Es muy común al indagar en las
experiencias de antiguos socialistas convertidos al liberalismo, que se
advierta que el autor que mas atrajo atenciones en cuanto a sus posturas
intelectuales anteriores era precisamente Gramsci. Pensadores de fuste
no son atraídos por los métodos violentos sino por las tareas de la
educación y la cultura. Por otra parte, en mis conversaciones con estas
personas he comprobado que, en general, el campo de conocimiento que los
ayudó a transitar el cambio de una posición a otra ha sido el de los
mercados competitivos, al percibir que, además de la falta de respeto a
la dignidad humana, la prepotencia estatal no puede contra los arreglos
libres y voluntarios en el contexto de los marcos institucionales de una
sociedad abierta.
El conocimiento está disperso y
fraccionado, lo cual se pone de manifiesto a través de los precios de
mercado que tramiten información a los operadores para asignar factores
productivos a las áreas más requeridas. En la medida en que aciertan
obtienen ganancias, en la medida en que se equivocan incurren en
quebrantos.
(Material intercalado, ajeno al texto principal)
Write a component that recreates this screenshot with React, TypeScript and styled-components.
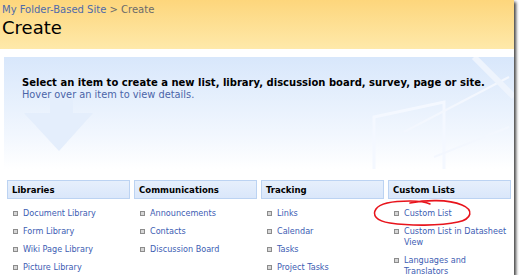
import styled, { createGlobalStyle } from 'styled-components'

const GlobalStyle = createGlobalStyle`
  html, body {
    margin: 0;
    padding: 0;
    background: #fff;
  }
  body {
    font-family: "DejaVu Sans Condensed", "DejaVu Sans", "Liberation Sans", sans-serif;
  }
`

const Frame = styled.div`
  position: relative;
  width: 514px;
  height: 275px;
  overflow: hidden;
  background: #fff;
  box-shadow: 2px 2px 3px rgba(0, 0, 0, 0.75);
`

const TitleBar = styled.div`
  height: 49px;
  box-sizing: border-box;
  padding: 4px 0 0 2px;
  background: linear-gradient(#fdd67c, #fee9aa);
`

const Breadcrumb = styled.div`
  font-family: "DejaVu Sans", sans-serif;
  font-size: 10px;
  line-height: 11px;
  color: #6b6b6b;
`

const CrumbLink = styled.span`
  color: #4f6aaa;
`

const PageTitle = styled.h1`
  margin: 2px 0 0;
  font-family: "DejaVu Sans", sans-serif;
  font-weight: normal;
  font-size: 18px;
  line-height: 22px;
  color: #000;
`

const IntroPanel = styled.div`
  position: relative;
  margin: 8px 0 0 4px;
  height: 112px;
  box-sizing: border-box;
  padding: 19px 0 0 18px;
  background: linear-gradient(#d8e7fb, #f2f7fe 70%, #fff);
  overflow: hidden;
`

const Decor = styled.svg`
  position: absolute;
  left: 0;
  top: 0;
`

const IntroStrong = styled.div`
  position: relative;
  font-family: "DejaVu Sans", sans-serif;
  font-weight: bold;
  font-size: 10px;
  line-height: 13px;
  white-space: nowrap;
  color: #000;
`

const IntroHint = styled.div`
  position: relative;
  font-family: "DejaVu Sans", sans-serif;
  font-size: 9.8px;
  line-height: 12px;
  color: #4a64a8;
`

const Columns = styled.div`
  display: grid;
  grid-template-columns: repeat(4, 123px);
  column-gap: 4px;
  padding: 11px 0 0 7px;
`

const Column = styled.div`
  display: flex;
  flex-direction: column;
`

const ColumnHead = styled.div`
  height: 19px;
  box-sizing: border-box;
  border: 1px solid #bcd3f2;
  background: linear-gradient(#e6effc, #dae7fa);
  padding-left: 4px;
  font-weight: bold;
  font-size: 9.5px;
  line-height: 17px;
  color: #000;
`

const ItemList = styled.ul`
  list-style: none;
  margin: 0;
  padding: 9px 0 0;
  display: flex;
  flex-direction: column;
  gap: 7px;
`

const Item = styled.li`
  display: flex;
  align-items: flex-start;
`

const Bullet = styled.span`
  flex: none;
  width: 3px;
  height: 3px;
  margin: 3px 5px 0 6px;
  border: 1px solid #8c8c8c;
  background: #d6d6d6;
`

const ItemLink = styled.span`
  font-size: 9px;
  line-height: 11px;
  color: #3d5db3;
`

const Scribble = styled.svg`
  position: absolute;
  left: 370px;
  top: 197px;
`

const groups: { title: string; items: string[] }[] = [
  { title: 'Libraries', items: ['Document Library', 'Form Library', 'Wiki Page Library', 'Picture Library'] },
  { title: 'Communications', items: ['Announcements', 'Contacts', 'Discussion Board'] },
  { title: 'Tracking', items: ['Links', 'Calendar', 'Tasks', 'Project Tasks'] },
  { title: 'Custom Lists', items: ['Custom List', 'Custom List in Datasheet View', 'Languages and Translators'] },
]

const App = () => {
  return (
    <>
      <GlobalStyle />
      <Frame>
        <TitleBar>
          <Breadcrumb>
            <CrumbLink>My Folder-Based Site</CrumbLink> &gt; Create
          </Breadcrumb>
          <PageTitle>Create</PageTitle>
        </TitleBar>
        <IntroPanel>
          <Decor width="510" height="112" viewBox="0 0 510 112">
            <path d="M46 38 H69 V56 H89 L55 94 L20 56 H46 Z" fill="#e4eefc" />
            <path d="M370 112 V60 L440 45 V112" fill="none" stroke="#f4f8ff" strokeWidth="3" />
            <path d="M400 75 L505 20" stroke="#f3f7fe" strokeWidth="2" />
            <path d="M430 100 L505 70" stroke="#f3f7fe" strokeWidth="2" />
            <path d="M470 0 L510 40" stroke="#eef4fd" strokeWidth="6" />
          </Decor>
          <IntroStrong>Select an item to create a new list, library, discussion board, survey, page or site.</IntroStrong>
          <IntroHint>Hover over an item to view details.</IntroHint>
        </IntroPanel>
        <Columns>
          {groups.map((g) => (
            <Column key={g.title}>
              <ColumnHead>{g.title}</ColumnHead>
              <ItemList>
                {g.items.map((it) => (
                  <Item key={it}>
                    <Bullet />
                    <ItemLink>{it}</ItemLink>
                  </Item>
                ))}
              </ItemList>
            </Column>
          ))}
        </Columns>
        <Scribble width="110" height="32" viewBox="0 0 110 32">
          <path
            d="M40 6 C55 3 78 2 92 8 C104 13 102 22 88 25 C70 29 40 29 20 26 C6 24 2 18 6 12 C10 6 22 4 40 4 C48 4 56 5 60 7"
            fill="none"
            stroke="#e8141c"
            strokeWidth="1.6"
            strokeLinecap="round"
          />
        </Scribble>
      </Frame>
    </>
  )
}

export default App
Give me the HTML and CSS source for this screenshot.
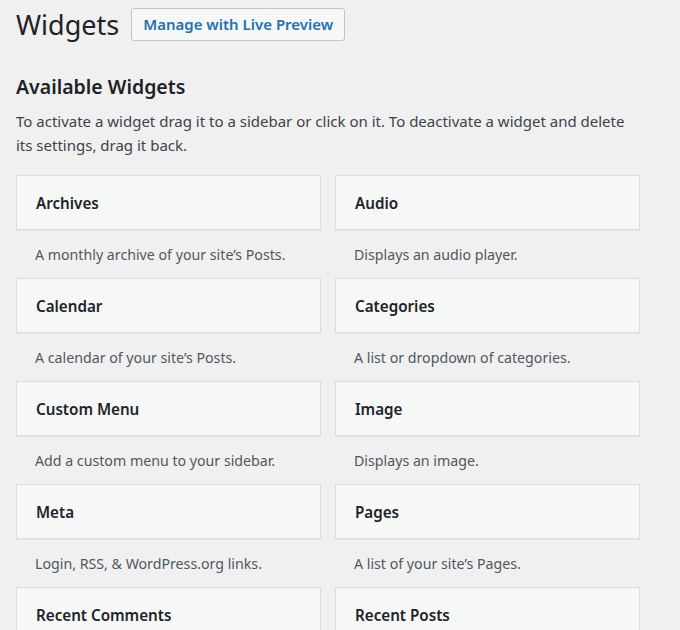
FILE: index.html
```html
<!DOCTYPE html>
<html lang="en">
<head>
<meta charset="utf-8">
<title>Widgets</title>
<link rel="stylesheet" href="styles.css">
</head>
<body>
<div class="wrap">
  <div class="header">
    <h1 class="page-title">Widgets</h1>
    <a class="page-action" href="#">Manage with Live Preview</a>
  </div>
  <h2 class="section-title">Available Widgets</h2>
  <p class="section-desc">To activate a widget drag it to a sidebar or click on it. To deactivate a widget and delete its settings, drag it back.</p>
  <div class="widget-grid">
    <div class="widget"><div class="widget-top">Archives</div><div class="widget-desc">A monthly archive of your site’s Posts.</div></div>
    <div class="widget"><div class="widget-top">Audio</div><div class="widget-desc">Displays an audio player.</div></div>
    <div class="widget"><div class="widget-top">Calendar</div><div class="widget-desc">A calendar of your site’s Posts.</div></div>
    <div class="widget"><div class="widget-top">Categories</div><div class="widget-desc">A list or dropdown of categories.</div></div>
    <div class="widget"><div class="widget-top">Custom Menu</div><div class="widget-desc">Add a custom menu to your sidebar.</div></div>
    <div class="widget"><div class="widget-top">Image</div><div class="widget-desc">Displays an image.</div></div>
    <div class="widget"><div class="widget-top">Meta</div><div class="widget-desc">Login, RSS, &amp; WordPress.org links.</div></div>
    <div class="widget"><div class="widget-top">Pages</div><div class="widget-desc">A list of your site’s Pages.</div></div>
    <div class="widget"><div class="widget-top">Recent Comments</div><div class="widget-desc">Your site’s most recent comments.</div></div>
    <div class="widget"><div class="widget-top">Recent Posts</div><div class="widget-desc">Your site’s most recent Posts.</div></div>
  </div>
</div>
</body>
</html>
```

FILE: styles.css
```css
html, body {
  margin: 0;
  padding: 0;
  background: #f0f0f1;
  overflow: hidden;
}
body {
  font-family: "Noto Sans", "Open Sans", sans-serif;
  color: #1d2327;
}
.wrap {
  padding: 0 16px;
}
.header {
  display: flex;
  align-items: center;
  gap: 12px;
  height: 49px;
}
.page-title {
  margin: 0;
  font-size: 27px;
  font-weight: 400;
  line-height: 49px;
  color: #1d2327;
}
.page-action {
  display: block;
  box-sizing: border-box;
  height: 33px;
  line-height: 31px;
  padding: 0 11px;
  border: 1px solid #c3c4c7;
  border-radius: 3px;
  background: #f6f7f7;
  color: #2271b1;
  font-size: 15px;
  font-weight: 600;
  text-decoration: none;
  margin-top: -1px;
}
.section-title {
  margin: 22px 0 0;
  font-size: 19.5px;
  font-weight: 600;
  line-height: 32px;
  color: #1d2327;
}
.section-desc {
  margin: 6px 0 0;
  font-size: 15px;
  line-height: 24px;
  color: #3c434a;
  max-width: 625px;
}
.widget-grid {
  margin-top: 18px;
  display: grid;
  grid-template-columns: 305px 305px;
  column-gap: 14px;
}
.widget-top {
  box-sizing: border-box;
  height: 55px;
  padding: 0 19px;
  line-height: 55px;
  background: #f6f7f7;
  border: 1px solid #dcdcde;
  box-shadow: 0 1px 1px rgba(0, 0, 0, 0.04);
  font-size: 15.2px;
  font-weight: 600;
  color: #1d2327;
}
.widget-desc {
  height: 48px;
  padding: 0 19px;
  line-height: 50px;
  font-size: 14.2px;
  color: #50575e;
}
```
Los megalómanos de turno, con la intención de “dirigir la
economía”, están, de hecho, concentrando ignorancia y apuntan a
sustituir el conocimiento de millones de personas es sus respectivos
“spots” por directivas ciegas emanadas desde el vértice del poder,
puesto que resulta imposible contar con la información presente en los
millones de arreglos contractuales simplemente porque no está disponible
antes que las operaciones se concreten.
Por otra parte, al arremeter contra la
propiedad privada se debilitan hasta desaparecer las antes mencionadas
señales, es decir, los precios, con lo que nadie sabe como proceder con
los siempre escasos factores productivos. En otros términos, además de
la falta de respeto a las libertades de las personas, las distintas
vertientes del régimen de planificación estatal constituyen un imposible
técnico. Sin precios o con precios falseados se desvanece la
posibilidad de la evaluación de proyectos y la misma contabilidad. Se
puede mandar, ordenar y decretar por puro capricho con el apoyo de la
fuerza bruta, pero no puede conocerse la marcha de la economía allí
donde se bloquean las señales que permiten asignar económicamente los
recursos disponibles.
Entre otros, estos han sido los errores
fatales de Marx y sus seguidores de todos los colores y constituyen las
razones del derrumbe del Muro de la Vergüenza en Berlín y de los
reiterados y estrepitosos fracasos de la planificación estatal de las
haciendas ajenas. Por eso los almacenes están rebosantes de mercancías
cuando se permite que funcionen los procesos de mercado y quedan
anémicos y vacíos cuando se entromete la arrogancia y la soberbia
inaudita del planificador gubernamental.
En un contexto más general respecto del
aparato estatal, vale la pena tomar nota de las crudas observaciones de
Hanna Arendt en “Truth and Politics”, en cuanto a que “nadie, que yo
sepa, ha contado la veracidad entre las virtudes políticas” y, en esa
misma línea por cierto alarmante, Talleyrand había escrito mucho antes
en correspondencia dirigida a Madame de Staël que “no se puede confiar
en un político a menos que sea corrupto puesto que, en ese caso, hay un
pacto personal y directo en el que sostenerse.”